The exercise: Look through the data below. Show each line where the string "this" occurs.

+++ Supplied data +++

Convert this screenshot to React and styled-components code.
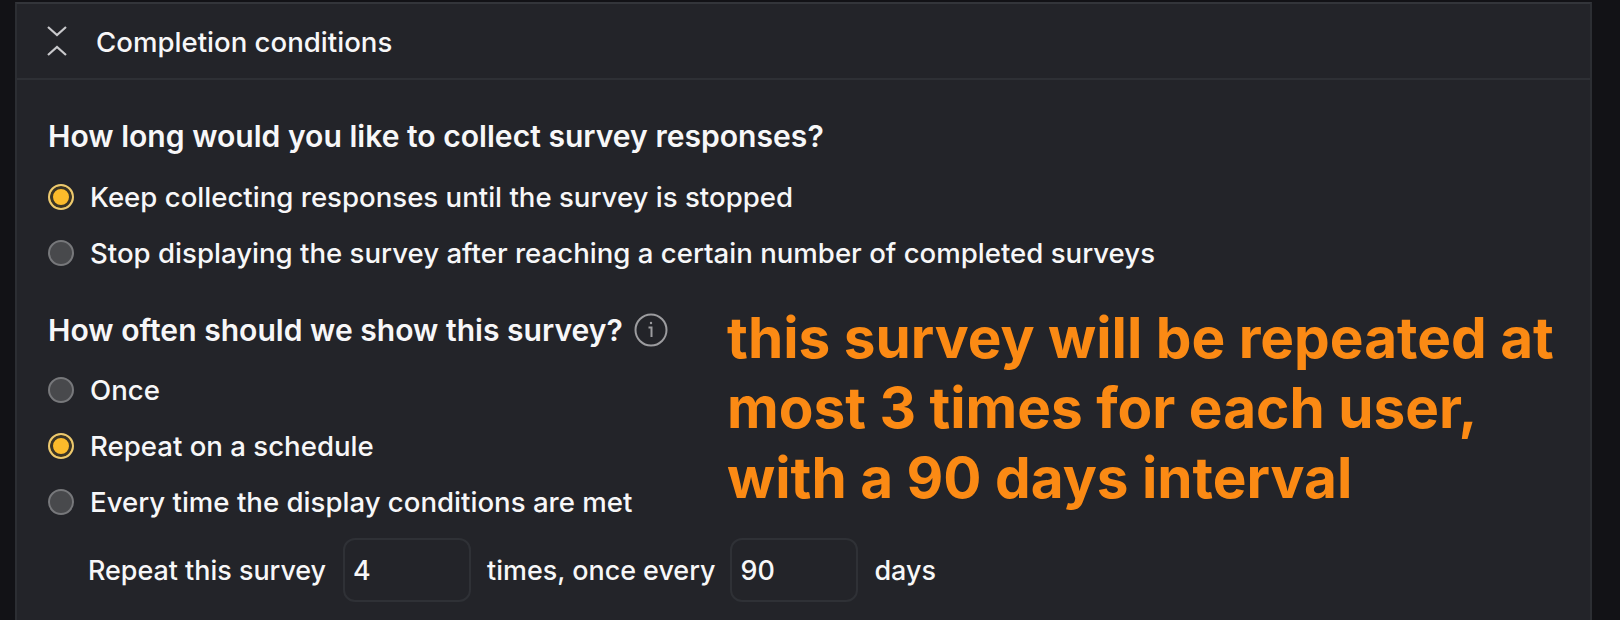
import React from 'react'
import styled, { createGlobalStyle } from 'styled-components'

const GlobalStyle = createGlobalStyle`
    html, body {
        margin: 0;
        padding: 0;
        width: 1620px;
        height: 620px;
        overflow: hidden;
        background: #121216;
    }
    body {
        font-family: Inter, "Liberation Sans", sans-serif;
        color: #f7f7f8;
    }
`;

const App = () => {
    return (
        <>
            <GlobalStyle />
            <StPage>
                <StPanel>
                    <StHeader>
                        <StToggleIcon width="22" height="34" viewBox="0 0 22 34" fill="none">
                            <path d="M2 3 L11 11 L20 3" />
                            <path d="M2 31 L11 23 L20 31" />
                        </StToggleIcon>
                        <StHeaderTitle>Completion conditions</StHeaderTitle>
                    </StHeader>
                    <StBody>
                        <StQuestion>How long would you like to collect survey responses?</StQuestion>
                        <StOptions>
                            <StOption><StRadio $checked /><span>Keep collecting responses until the survey is stopped</span></StOption>
                            <StOption><StRadio /><span>Stop displaying the survey after reaching a certain number of completed surveys</span></StOption>
                        </StOptions>
                        <StSecondQuestion>
                            How often should we show this survey?
                            <StInfoIcon width="34" height="34" viewBox="0 0 34 34" fill="none">
                                <circle cx="17" cy="17" r="15.5" />
                                <path d="M14.5 14.5 H17.5 V24" />
                                <circle className="dot" cx="17" cy="10" r="1.2" />
                            </StInfoIcon>
                        </StSecondQuestion>
                        <StOptions>
                            <StOption><StRadio /><span>Once</span></StOption>
                            <StOption><StRadio $checked /><span>Repeat on a schedule</span></StOption>
                            <StOption><StRadio /><span>Every time the display conditions are met</span></StOption>
                        </StOptions>
                        <StRepeatRow>
                            <span>Repeat this survey</span>
                            <StNumberBox>4</StNumberBox>
                            <span>times, once every</span>
                            <StNumberBox>90</StNumberBox>
                            <span>days</span>
                        </StRepeatRow>
                    </StBody>
                    <StAnnotation>
                        this survey will be repeated at<br />
                        most 3 times for each user,<br />
                        with a 90 days interval
                    </StAnnotation>
                </StPanel>
            </StPage>
        </>
    )
}

const StPage = styled.div`
    width: 1620px;
    height: 620px;
    padding: 2px 28px 0 15px;
    box-sizing: border-box;
    overflow: hidden;
`;
const StPanel = styled.div`
    position: relative;
    height: 660px;
    background: #232429;
    border-top: 2px solid #33353a;
    border-left: 2px solid #2c2e33;
    border-right: 2px solid #2c2e33;
`;
const StHeader = styled.div`
    display: flex;
    align-items: center;
    height: 74px;
    padding-left: 29px;
    border-bottom: 2px solid #2e3035;
`;
const StToggleIcon = styled.svg`
    flex-shrink: 0;
    margin-right: 28px;
    path {
        stroke: #c9c9cc;
        stroke-width: 2.2;
    }
`;
const StHeaderTitle = styled.div`
    font-size: 27.6px;
    font-weight: 500;
    padding-top: 2px;
`;
const StBody = styled.div`
    padding: 38px 0 0 31px;
`;
const StQuestion = styled.div`
    display: flex;
    align-items: center;
    height: 36px;
    font-size: 30.1px;
    font-weight: 600;
`;
const StSecondQuestion = styled(StQuestion)`
    height: 35px;
    margin-top: 44px;
`;
const StInfoIcon = styled.svg`
    margin-left: 11px;
    circle, path {
        stroke: #9c9c9f;
        stroke-width: 2;
    }
    .dot {
        fill: #9c9c9f;
        stroke: none;
    }
`;
const StOptions = styled.div`
    display: flex;
    flex-direction: column;
    gap: 26px;
    margin-top: 28px;
`;
const StOption = styled.div`
    display: flex;
    align-items: center;
    gap: 16px;
    height: 30px;
    font-size: 27.6px;
    font-weight: 500;
`;
const StRadio = styled.span`
    flex-shrink: 0;
    width: 26px;
    height: 26px;
    box-sizing: border-box;
    border-radius: 50%;
    border: 2px solid ${(props) => (props.$checked ? '#ecc96f' : '#77787b')};
    background: ${(props) => (props.$checked ? '#fcbb2b' : '#48494c')};
    box-shadow: ${(props) => (props.$checked ? 'inset 0 0 0 3px #3b3526' : 'none')};
`;
const StRepeatRow = styled.div`
    display: flex;
    align-items: center;
    margin-top: 21px;
    padding-left: 40px;
    font-size: 26.9px;
    font-weight: 500;
    span:nth-child(1) { margin-right: 17px; }
    span:nth-child(3) { margin: 0 15px 0 16px; }
    span:nth-child(5) { margin-left: 16px; }
`;
const StNumberBox = styled.div`
    display: flex;
    align-items: center;
    width: 128px;
    height: 64px;
    box-sizing: border-box;
    padding-left: 8px;
    border: 2px solid #2f3136;
    border-radius: 12px;
`;
const StAnnotation = styled.div`
    position: absolute;
    left: 710px;
    top: 299px;
    font-size: 56.7px;
    line-height: 70.2px;
    font-weight: 700;
    color: #fb8a14;
    white-space: nowrap;
`;

export default App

+++

Solution:
Convert this screenshot to React and styled-components code.
                            How often should we show this survey?
                            <span>Repeat this survey</span>
                        this survey will be repeated at<br />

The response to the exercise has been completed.